EXERCISE TASK
Only the number is wanted: how many lines contain "html"?

INFORMATION SHOWN
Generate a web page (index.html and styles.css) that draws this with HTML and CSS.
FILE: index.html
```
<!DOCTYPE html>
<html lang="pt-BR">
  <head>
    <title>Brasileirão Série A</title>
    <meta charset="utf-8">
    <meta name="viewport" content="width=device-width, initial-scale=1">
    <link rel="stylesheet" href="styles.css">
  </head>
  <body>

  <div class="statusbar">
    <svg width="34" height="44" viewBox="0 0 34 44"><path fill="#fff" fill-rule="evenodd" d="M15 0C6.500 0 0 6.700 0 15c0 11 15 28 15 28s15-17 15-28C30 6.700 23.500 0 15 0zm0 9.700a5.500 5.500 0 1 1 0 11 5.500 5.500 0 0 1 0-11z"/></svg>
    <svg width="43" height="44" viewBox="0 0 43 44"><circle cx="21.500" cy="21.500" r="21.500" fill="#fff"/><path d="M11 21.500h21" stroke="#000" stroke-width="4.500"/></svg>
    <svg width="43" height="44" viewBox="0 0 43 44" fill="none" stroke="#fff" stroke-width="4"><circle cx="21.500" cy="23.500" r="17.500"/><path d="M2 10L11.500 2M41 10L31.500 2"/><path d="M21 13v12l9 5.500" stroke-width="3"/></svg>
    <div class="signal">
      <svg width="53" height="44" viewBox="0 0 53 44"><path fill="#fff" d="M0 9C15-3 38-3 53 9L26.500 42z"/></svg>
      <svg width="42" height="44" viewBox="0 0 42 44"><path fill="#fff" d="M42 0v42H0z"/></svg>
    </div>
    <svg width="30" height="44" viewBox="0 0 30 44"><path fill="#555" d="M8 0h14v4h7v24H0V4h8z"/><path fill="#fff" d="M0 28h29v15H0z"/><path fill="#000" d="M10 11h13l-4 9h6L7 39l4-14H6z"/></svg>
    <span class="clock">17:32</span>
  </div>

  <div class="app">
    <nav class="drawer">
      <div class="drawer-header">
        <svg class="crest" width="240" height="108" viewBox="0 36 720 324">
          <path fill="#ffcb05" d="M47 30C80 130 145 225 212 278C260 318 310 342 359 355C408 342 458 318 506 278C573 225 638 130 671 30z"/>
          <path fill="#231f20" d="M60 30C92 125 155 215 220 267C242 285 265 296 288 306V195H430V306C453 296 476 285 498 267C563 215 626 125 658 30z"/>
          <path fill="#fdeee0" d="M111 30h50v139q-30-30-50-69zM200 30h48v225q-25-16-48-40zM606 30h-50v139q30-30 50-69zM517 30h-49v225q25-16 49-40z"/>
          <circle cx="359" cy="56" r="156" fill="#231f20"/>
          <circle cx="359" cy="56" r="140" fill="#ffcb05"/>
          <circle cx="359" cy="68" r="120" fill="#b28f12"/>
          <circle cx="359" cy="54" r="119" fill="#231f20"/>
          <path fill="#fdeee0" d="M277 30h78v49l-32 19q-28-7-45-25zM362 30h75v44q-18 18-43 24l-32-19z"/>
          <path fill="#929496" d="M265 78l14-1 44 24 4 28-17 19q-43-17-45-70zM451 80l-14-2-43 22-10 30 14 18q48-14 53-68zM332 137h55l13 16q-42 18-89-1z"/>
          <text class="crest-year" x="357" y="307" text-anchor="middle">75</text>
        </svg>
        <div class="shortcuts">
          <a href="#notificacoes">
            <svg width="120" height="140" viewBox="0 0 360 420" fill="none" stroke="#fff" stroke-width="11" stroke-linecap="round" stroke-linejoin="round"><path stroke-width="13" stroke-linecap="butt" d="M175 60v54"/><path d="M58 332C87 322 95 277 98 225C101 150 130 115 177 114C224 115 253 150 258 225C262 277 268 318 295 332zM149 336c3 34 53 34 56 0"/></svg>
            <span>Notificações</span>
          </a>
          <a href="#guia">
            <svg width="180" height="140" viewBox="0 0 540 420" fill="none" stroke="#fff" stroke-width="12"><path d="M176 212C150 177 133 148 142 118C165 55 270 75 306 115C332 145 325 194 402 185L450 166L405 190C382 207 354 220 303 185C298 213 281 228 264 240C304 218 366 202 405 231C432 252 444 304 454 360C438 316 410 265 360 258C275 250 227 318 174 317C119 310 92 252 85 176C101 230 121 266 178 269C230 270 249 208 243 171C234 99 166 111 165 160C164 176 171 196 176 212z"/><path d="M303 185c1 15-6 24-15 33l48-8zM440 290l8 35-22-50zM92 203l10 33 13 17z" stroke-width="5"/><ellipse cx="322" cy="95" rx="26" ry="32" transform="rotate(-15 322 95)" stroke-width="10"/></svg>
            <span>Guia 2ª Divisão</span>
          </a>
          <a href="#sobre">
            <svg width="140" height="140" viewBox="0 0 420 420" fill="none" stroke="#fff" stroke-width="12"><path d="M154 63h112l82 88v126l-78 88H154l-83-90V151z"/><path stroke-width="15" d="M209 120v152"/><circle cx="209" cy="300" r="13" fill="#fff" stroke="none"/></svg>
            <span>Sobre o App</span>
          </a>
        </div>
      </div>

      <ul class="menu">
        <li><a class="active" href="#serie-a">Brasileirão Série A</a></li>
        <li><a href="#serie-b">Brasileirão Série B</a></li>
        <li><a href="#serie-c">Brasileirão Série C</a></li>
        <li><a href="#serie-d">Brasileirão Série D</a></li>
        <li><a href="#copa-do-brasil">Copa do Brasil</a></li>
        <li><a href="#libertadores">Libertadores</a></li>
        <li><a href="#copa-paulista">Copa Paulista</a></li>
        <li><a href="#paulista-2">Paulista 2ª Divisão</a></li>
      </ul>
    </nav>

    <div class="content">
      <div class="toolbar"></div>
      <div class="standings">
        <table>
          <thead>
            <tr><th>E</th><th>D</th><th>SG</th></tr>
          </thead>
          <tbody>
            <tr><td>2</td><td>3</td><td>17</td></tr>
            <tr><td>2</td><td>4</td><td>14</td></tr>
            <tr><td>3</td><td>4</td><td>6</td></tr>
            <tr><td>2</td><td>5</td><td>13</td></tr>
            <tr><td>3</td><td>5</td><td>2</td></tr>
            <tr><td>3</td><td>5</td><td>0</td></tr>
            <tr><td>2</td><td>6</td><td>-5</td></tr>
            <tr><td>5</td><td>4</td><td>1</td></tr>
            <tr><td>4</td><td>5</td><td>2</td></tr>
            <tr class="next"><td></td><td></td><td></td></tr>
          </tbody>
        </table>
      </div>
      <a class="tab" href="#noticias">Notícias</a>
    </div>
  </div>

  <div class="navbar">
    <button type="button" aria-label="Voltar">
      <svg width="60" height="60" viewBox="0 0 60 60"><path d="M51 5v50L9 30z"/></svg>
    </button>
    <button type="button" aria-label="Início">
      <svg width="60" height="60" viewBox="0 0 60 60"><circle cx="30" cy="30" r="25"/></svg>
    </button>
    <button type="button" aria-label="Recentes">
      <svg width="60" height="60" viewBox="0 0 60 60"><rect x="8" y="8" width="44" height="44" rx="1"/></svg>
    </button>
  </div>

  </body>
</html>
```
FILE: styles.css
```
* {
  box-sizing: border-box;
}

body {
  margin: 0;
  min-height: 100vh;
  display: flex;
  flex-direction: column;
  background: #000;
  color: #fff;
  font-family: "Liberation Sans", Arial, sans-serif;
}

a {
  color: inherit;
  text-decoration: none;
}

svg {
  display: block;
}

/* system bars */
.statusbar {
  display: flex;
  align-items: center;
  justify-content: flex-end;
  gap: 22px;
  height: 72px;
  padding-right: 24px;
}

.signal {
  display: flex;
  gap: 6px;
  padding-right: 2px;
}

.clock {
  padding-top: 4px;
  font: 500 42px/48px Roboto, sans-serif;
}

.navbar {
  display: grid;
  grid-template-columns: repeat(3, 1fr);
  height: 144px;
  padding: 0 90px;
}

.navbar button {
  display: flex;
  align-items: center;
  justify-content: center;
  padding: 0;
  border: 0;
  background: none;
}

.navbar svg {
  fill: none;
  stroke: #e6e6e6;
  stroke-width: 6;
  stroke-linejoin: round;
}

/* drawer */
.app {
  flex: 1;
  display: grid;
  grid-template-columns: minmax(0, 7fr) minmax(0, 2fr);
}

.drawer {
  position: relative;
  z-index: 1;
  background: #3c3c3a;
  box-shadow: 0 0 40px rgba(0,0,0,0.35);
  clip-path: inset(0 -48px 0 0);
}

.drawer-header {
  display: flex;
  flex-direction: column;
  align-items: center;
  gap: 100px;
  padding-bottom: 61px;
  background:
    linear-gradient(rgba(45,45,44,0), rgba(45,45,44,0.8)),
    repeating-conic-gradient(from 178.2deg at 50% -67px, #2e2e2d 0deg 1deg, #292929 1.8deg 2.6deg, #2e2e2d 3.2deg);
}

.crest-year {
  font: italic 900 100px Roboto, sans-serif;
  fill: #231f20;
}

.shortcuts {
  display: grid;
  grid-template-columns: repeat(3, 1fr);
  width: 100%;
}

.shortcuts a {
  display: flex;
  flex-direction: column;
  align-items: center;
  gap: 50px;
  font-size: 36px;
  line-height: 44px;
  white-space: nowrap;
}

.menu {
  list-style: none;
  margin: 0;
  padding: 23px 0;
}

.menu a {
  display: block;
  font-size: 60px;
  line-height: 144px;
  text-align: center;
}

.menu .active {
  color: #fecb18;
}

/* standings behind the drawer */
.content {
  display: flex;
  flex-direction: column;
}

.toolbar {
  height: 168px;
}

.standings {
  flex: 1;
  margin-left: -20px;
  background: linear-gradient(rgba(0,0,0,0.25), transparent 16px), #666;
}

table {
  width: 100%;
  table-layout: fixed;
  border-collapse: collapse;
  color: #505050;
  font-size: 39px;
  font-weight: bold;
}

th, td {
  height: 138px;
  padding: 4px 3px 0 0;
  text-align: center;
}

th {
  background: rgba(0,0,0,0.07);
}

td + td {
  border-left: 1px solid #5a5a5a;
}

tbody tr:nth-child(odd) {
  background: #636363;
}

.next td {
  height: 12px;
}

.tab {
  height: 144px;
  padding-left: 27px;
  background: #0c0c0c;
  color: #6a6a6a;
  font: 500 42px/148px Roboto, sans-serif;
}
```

EXERCISE ANSWER
5